• Your objective:
Show only lines that include "screenshot".

• Data for processing:
-=-=-
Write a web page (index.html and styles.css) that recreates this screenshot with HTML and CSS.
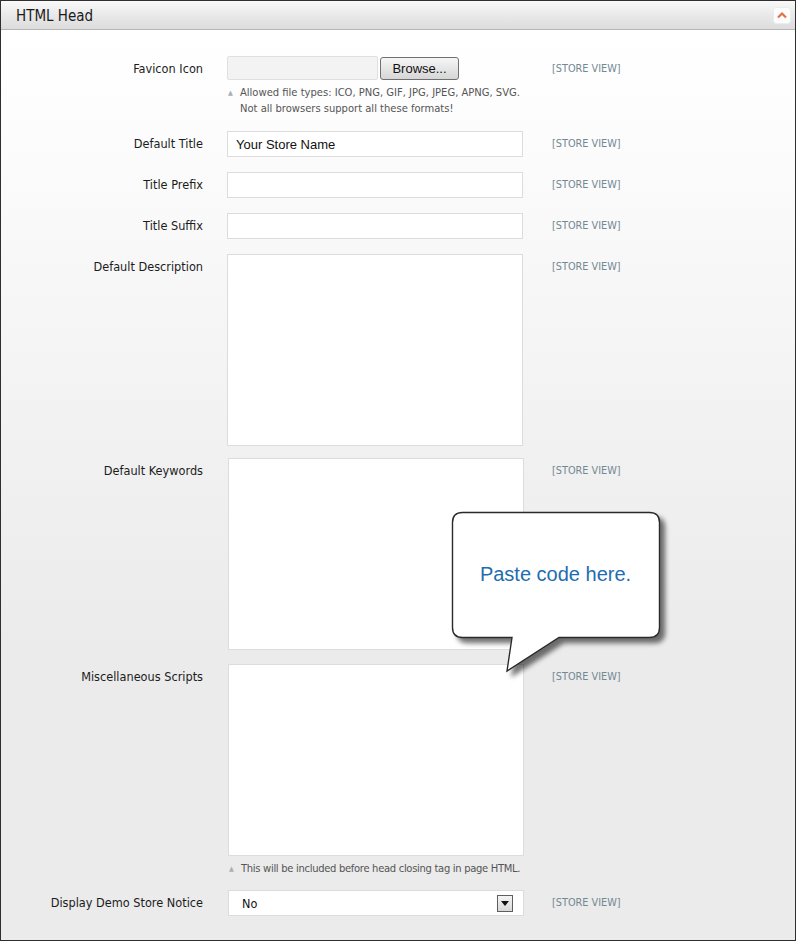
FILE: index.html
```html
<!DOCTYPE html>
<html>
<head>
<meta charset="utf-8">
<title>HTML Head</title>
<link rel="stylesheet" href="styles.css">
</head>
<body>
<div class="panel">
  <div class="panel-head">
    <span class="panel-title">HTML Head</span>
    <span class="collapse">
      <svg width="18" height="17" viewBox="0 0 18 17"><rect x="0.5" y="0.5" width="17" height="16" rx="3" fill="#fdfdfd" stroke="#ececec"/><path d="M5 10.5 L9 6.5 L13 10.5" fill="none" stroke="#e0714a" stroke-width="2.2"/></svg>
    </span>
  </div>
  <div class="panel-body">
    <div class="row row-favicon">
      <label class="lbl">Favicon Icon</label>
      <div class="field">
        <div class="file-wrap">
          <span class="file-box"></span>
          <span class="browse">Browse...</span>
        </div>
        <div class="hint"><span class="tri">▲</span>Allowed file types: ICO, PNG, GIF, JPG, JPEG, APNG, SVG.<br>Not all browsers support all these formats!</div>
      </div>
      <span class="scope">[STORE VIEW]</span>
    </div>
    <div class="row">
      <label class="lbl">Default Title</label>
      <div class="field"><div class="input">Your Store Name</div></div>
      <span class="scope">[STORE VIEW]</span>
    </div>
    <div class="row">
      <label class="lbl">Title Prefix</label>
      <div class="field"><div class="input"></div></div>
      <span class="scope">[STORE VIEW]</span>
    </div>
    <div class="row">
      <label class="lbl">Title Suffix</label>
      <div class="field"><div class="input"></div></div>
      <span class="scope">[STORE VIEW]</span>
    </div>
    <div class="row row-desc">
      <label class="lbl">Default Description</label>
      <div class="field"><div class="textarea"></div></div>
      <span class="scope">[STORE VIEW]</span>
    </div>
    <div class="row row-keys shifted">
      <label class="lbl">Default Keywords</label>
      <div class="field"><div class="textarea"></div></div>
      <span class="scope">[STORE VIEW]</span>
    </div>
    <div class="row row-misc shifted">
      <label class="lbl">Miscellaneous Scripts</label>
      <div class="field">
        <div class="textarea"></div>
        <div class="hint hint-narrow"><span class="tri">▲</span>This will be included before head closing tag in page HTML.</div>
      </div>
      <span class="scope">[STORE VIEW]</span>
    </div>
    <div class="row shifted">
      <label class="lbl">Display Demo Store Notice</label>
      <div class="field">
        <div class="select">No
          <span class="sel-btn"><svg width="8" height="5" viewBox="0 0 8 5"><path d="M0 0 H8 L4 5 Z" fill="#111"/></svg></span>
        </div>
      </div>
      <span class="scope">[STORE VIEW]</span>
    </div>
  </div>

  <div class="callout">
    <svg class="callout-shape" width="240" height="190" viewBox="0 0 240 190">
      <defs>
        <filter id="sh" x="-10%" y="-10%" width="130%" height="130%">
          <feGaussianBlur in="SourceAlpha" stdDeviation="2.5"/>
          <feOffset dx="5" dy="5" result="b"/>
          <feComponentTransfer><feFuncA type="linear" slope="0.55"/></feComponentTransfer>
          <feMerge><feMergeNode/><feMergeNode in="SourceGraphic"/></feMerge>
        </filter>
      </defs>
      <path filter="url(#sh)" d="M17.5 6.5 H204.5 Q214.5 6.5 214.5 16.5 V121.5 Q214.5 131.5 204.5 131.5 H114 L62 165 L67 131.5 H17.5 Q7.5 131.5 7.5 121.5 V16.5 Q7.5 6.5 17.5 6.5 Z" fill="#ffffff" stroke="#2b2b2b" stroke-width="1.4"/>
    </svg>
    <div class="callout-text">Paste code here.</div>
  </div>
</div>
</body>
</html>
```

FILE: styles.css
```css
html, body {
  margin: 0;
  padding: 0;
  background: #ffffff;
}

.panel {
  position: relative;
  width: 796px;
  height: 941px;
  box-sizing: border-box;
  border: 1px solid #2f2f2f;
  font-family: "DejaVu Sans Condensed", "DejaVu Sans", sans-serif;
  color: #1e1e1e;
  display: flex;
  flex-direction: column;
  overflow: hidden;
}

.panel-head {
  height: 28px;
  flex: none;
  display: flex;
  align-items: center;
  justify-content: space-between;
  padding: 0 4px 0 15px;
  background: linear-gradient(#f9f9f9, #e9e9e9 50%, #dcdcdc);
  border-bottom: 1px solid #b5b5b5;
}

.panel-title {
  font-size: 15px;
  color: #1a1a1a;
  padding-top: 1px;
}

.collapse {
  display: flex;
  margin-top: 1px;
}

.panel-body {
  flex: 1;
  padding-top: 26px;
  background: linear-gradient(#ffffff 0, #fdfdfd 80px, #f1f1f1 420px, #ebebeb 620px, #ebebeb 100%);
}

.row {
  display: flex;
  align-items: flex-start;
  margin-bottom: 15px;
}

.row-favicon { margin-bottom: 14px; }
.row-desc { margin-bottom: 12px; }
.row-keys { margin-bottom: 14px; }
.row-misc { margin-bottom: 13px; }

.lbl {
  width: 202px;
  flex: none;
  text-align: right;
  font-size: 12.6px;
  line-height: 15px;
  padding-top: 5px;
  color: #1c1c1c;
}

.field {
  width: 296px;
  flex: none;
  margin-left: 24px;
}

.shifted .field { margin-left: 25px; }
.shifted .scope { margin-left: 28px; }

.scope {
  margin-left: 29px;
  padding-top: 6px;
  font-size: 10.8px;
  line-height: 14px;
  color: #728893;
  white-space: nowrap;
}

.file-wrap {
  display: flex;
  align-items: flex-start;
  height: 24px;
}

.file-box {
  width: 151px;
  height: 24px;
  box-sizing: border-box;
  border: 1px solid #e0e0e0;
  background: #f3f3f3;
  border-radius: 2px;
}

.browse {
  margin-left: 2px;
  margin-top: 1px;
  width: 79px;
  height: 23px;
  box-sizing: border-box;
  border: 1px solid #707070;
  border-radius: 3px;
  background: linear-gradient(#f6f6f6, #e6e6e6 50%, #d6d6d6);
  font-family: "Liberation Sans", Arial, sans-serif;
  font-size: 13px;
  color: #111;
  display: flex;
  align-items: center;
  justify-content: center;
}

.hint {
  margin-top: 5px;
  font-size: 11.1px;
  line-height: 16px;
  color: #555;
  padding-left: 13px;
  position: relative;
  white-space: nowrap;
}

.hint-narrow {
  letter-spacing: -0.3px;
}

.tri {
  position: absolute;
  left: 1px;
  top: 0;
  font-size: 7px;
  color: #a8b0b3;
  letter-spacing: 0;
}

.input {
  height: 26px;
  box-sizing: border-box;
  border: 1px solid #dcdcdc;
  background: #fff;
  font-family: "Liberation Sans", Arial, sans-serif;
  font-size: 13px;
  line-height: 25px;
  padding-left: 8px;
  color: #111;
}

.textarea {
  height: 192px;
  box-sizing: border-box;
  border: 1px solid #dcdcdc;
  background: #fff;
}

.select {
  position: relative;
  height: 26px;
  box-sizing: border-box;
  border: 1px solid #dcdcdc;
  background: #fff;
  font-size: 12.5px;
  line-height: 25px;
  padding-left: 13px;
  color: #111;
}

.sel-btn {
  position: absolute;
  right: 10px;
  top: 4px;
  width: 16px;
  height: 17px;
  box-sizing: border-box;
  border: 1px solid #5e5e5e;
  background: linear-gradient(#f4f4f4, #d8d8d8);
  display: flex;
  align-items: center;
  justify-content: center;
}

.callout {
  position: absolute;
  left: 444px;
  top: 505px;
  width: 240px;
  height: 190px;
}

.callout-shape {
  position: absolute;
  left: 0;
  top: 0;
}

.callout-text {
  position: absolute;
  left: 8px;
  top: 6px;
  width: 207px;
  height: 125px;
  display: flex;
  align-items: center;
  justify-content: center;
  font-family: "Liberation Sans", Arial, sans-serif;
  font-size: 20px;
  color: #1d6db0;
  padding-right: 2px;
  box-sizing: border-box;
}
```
-=-=-
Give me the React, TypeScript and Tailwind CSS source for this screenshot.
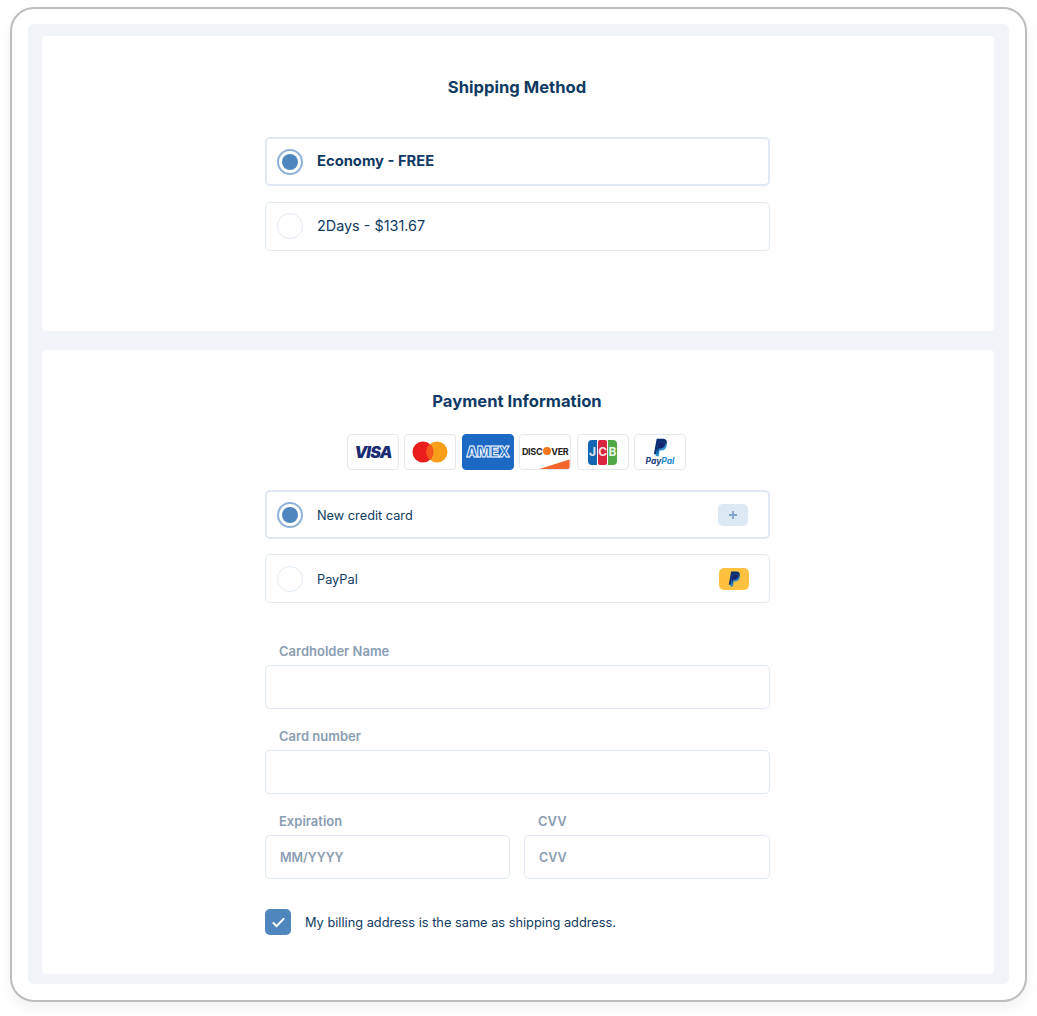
-=-=-
• Completed exercise:
Write a web page (index.html and styles.css) that recreates this screenshot with HTML and CSS.
Give me the React, TypeScript and Tailwind CSS source for this screenshot.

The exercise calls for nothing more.